Ion in the fire: three banks call in lawyers after hack
Banks are examining service-level agreements for possible breaches
At least three banks are weighing their legal options over a cyber attack that has disrupted derivatives trading since the end of January, and drawn the scrutiny of regulators and law enforcement agencies around the world.
Ion Group, which supplies software used to process cleared derivatives trades, shut down access to some of its services on January 31 after hackers seized control of its servers. The outage affected 42 clients, forcing some to process trades manually and delay regulatory reporting.
Three banks are now looking into whether Ion breached its service-level agreement (SLA), which outlines performance expectations as well as remedies for falling short. One of those is taking legal advice around whether it can seek compensation from Ion, or even sever their contracts with the vendor altogether.
Anything longer than four days for databases to restore really is jaw-dropping
Consultant who has worked with Ion in the past
“This is a highly sensitive matter right now with armies of lawyers involved,” a risk manager at one global clearing bank tells Risk.net.
It’s not a uniform response. A risk manager at a fourth bank says their employer is not currently taking legal advice.
“There is nothing to indicate from our side that SLAs weren’t adhered to at this point in time, but we haven’t concluded either way,” they say.
Ion declined to comment.
The validity of any legal action would hinge on the specific terms that banks negotiated with Ion. “Each firm will have their own SLAs with Ion, including some who have additional security measures in place,” says the risk manager. While these can vary between clients, the contracts banks negotiate with critical vendors often spell out expectations for cyber security, data backups and disaster recovery.
“Regulators are increasingly expecting that degree of specificity and oversight over vendors,” says Michael Bahar, co-lead of the global cyber security and data privacy practice at law firm Eversheds Sutherland. “It’s not enough to just leave it to a negligence or reasonableness standard.”
Ion’s problems could invite more regulatory scrutiny of banks’ dealings with vendors. “This incident confirms why we require all regulated firms to have appropriate operational resilience plans in place, including for when third party providers are subject to outages or issues,” says a spokesperson for the UK Financial Conduct Authority, which is investigating the cyber attack.
As part of their response, banks are seeking to establish whether Ion practiced at least basic cyber security hygiene—such as insisting on multi-factor authentication (MFA) for employees and users—and had an appropriate data back-up strategy to recover from a cyber attack.
“There’s a clear line in the sand beginning to emerge as to what practices you’re expected to have, [and] one is having MFA,” says Oliver Tavakoli, chief technology officer at cyber security firm Vectra.
MFA makes it harder for unauthorized users to access systems and accounts using stolen credentials.
Another minimum expectation is adhering to the so-called 3-2-1 backup strategy of maintaining three copies of data, with two stored locally on different systems, and one off-site.
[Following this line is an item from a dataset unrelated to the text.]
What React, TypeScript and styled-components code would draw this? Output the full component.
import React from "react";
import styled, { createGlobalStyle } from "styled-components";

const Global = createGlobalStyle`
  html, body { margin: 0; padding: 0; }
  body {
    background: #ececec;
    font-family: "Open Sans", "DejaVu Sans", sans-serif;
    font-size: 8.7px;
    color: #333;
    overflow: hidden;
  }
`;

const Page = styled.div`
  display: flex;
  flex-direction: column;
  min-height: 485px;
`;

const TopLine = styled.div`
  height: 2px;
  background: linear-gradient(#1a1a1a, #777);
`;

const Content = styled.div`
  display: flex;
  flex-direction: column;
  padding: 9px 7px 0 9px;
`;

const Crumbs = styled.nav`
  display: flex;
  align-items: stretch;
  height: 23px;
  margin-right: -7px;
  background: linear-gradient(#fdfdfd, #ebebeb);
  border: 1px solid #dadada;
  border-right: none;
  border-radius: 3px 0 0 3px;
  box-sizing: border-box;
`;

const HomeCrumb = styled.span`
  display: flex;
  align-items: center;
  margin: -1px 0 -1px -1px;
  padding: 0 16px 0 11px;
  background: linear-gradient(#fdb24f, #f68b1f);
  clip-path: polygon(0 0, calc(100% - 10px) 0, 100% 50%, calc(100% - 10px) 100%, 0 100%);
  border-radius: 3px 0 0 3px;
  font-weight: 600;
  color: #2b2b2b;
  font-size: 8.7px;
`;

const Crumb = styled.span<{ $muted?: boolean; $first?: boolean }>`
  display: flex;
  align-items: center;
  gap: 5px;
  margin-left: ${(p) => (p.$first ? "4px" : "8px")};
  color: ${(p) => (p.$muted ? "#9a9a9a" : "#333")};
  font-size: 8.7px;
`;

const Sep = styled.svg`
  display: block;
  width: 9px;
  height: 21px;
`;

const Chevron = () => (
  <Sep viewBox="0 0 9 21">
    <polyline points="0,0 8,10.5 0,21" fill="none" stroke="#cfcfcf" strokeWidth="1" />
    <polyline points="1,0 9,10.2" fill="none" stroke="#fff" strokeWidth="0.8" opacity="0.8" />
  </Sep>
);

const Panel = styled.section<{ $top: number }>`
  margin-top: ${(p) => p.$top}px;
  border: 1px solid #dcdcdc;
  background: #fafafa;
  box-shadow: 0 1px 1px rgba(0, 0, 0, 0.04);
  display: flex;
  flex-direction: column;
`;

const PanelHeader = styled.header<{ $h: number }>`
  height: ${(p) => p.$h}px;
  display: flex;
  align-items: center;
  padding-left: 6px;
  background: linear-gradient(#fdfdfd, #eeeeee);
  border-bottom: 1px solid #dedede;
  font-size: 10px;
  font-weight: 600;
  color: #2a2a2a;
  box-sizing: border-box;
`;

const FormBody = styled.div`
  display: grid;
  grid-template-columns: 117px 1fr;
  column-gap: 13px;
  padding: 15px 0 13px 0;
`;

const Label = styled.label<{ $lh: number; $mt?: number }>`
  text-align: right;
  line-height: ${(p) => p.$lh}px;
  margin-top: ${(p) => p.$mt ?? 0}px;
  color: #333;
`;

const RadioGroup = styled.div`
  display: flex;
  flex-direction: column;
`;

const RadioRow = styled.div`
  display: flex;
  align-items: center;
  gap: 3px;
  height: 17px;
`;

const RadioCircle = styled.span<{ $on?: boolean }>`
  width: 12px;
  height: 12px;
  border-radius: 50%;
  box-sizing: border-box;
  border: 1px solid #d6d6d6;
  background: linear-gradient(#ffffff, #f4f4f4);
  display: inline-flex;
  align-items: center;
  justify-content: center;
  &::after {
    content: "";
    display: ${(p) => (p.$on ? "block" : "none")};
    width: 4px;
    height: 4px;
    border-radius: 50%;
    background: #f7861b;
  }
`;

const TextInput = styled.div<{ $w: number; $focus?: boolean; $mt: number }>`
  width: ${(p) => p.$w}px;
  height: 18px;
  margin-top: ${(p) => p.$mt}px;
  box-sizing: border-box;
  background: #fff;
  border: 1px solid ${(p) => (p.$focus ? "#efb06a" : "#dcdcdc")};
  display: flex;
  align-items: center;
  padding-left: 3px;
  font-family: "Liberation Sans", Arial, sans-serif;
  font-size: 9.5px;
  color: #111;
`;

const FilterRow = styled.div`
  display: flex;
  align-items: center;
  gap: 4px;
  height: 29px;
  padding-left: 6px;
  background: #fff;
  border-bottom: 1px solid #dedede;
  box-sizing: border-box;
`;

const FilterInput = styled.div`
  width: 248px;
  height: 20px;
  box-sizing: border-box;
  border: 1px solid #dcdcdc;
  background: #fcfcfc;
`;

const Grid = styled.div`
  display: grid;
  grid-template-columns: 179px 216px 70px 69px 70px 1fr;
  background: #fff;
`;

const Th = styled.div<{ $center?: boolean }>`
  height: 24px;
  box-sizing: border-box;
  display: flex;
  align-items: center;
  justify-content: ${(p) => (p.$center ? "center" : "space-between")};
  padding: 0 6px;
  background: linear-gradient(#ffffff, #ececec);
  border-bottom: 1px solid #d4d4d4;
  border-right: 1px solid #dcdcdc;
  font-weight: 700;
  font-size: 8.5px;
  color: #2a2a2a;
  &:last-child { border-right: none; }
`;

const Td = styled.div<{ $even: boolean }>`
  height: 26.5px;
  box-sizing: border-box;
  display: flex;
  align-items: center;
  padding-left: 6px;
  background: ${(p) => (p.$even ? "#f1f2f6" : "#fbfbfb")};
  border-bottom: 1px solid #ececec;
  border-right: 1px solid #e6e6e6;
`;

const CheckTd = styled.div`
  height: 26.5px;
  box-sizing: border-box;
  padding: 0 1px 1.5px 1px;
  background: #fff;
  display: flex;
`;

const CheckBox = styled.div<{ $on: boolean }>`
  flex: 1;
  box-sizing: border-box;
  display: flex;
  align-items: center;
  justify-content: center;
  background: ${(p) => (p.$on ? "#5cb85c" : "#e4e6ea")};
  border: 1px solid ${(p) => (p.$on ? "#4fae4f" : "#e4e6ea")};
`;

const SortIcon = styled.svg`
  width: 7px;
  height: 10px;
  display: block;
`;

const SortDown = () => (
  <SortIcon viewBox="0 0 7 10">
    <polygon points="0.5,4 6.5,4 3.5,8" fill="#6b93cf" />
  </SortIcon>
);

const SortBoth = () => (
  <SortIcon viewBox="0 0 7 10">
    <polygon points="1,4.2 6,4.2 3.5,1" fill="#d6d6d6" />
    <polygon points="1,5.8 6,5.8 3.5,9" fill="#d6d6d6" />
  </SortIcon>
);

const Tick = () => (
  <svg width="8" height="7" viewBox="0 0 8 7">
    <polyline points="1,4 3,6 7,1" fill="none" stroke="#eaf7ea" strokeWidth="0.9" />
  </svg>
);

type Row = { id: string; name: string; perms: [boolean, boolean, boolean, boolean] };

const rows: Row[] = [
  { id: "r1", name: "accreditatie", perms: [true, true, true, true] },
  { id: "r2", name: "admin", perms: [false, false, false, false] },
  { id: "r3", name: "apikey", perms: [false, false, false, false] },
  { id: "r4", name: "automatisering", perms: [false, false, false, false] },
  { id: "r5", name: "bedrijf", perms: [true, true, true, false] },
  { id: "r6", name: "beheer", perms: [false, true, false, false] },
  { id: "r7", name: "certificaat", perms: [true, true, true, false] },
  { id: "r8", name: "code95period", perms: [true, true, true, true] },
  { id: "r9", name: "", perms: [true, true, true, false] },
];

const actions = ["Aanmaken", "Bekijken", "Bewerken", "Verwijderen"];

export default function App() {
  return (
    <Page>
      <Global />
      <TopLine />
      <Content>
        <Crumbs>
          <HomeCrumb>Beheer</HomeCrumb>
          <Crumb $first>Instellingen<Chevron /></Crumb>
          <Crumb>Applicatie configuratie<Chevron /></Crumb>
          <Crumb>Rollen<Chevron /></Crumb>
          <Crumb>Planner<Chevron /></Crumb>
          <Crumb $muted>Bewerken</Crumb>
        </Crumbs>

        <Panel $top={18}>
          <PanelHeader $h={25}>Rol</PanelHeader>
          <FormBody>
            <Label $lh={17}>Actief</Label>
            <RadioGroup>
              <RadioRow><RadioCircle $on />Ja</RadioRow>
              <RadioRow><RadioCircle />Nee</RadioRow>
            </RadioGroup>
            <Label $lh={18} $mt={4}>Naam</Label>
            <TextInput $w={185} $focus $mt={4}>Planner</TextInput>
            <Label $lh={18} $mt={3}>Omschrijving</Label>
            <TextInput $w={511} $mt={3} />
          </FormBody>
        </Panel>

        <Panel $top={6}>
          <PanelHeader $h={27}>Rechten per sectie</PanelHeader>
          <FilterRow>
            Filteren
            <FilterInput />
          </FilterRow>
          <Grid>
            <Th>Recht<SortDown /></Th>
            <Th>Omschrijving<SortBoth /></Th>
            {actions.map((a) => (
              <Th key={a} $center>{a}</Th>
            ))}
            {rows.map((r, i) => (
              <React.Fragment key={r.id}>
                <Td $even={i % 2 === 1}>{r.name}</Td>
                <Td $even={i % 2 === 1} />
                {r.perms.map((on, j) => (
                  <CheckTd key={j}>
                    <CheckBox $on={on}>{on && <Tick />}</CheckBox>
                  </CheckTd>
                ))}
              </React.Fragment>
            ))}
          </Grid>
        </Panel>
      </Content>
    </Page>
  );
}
A consultant who has worked with Ion in the past says the extended service outage raises questions about the company’s data backup policy: “Anything longer than four days for databases to restore really is jaw-dropping.”
Simply establishing that Ion breached its SLA may not be enough to recover meaningful damages, however. A source at a US clearing firm is skeptical the legal maneuvers will yield much in the way of compensation. SLAs generally cap the amount of damages that can be claimed for breaches, except in the case of gross negligence or wilful misconduct, and Ion has “air-tight contracts”, this person says.
SLAs with large technology vendors typically limit compensation to fees paid during the course of the outage, or at most the value of the contract. “Any damages would usually be capped, for example, at 12 months of fees previously paid,” says Nathaniel Lalone, a partner at law firm Katten Muchin Rosenman.
Compensation may not be the only remedy banks have in mind. If there was a significant violation of the SLA, then Bahar at Eversheds says banks could claim breach of contract and escape their agreements with Ion, or use it as leverage to renegotiate existing terms.
“If you have a very specific list of appropriate technical and organizational measures [in the SLA], and if one of those wasn’t actually in place—if the vendor said they have multi-factor authentication and they didn’t—it would actually be a violation of the contract,” Bahar says.
Banks have long complained about Ion’s multi-year contracts and its use of punitive break fees and hardball negotiating tactics to prevent them switching suppliers.
“Trying to cancel your contract is almost impossible,” says the source at the third bank, which intends to sever its ties with Ion in the wake of the cyber attack.
Katten’s Lalone says Ion may still have the whip hand even if banks can establish breach of contract. “Normally, you wouldn’t necessarily go directly to breach because, frankly, the financial firm needs the service provider. They’re not always easily replaceable,” he says. “I would think the banks would be looking for financial compensation rather than simply exiting the agreement, because Ion is too important to too many banks.”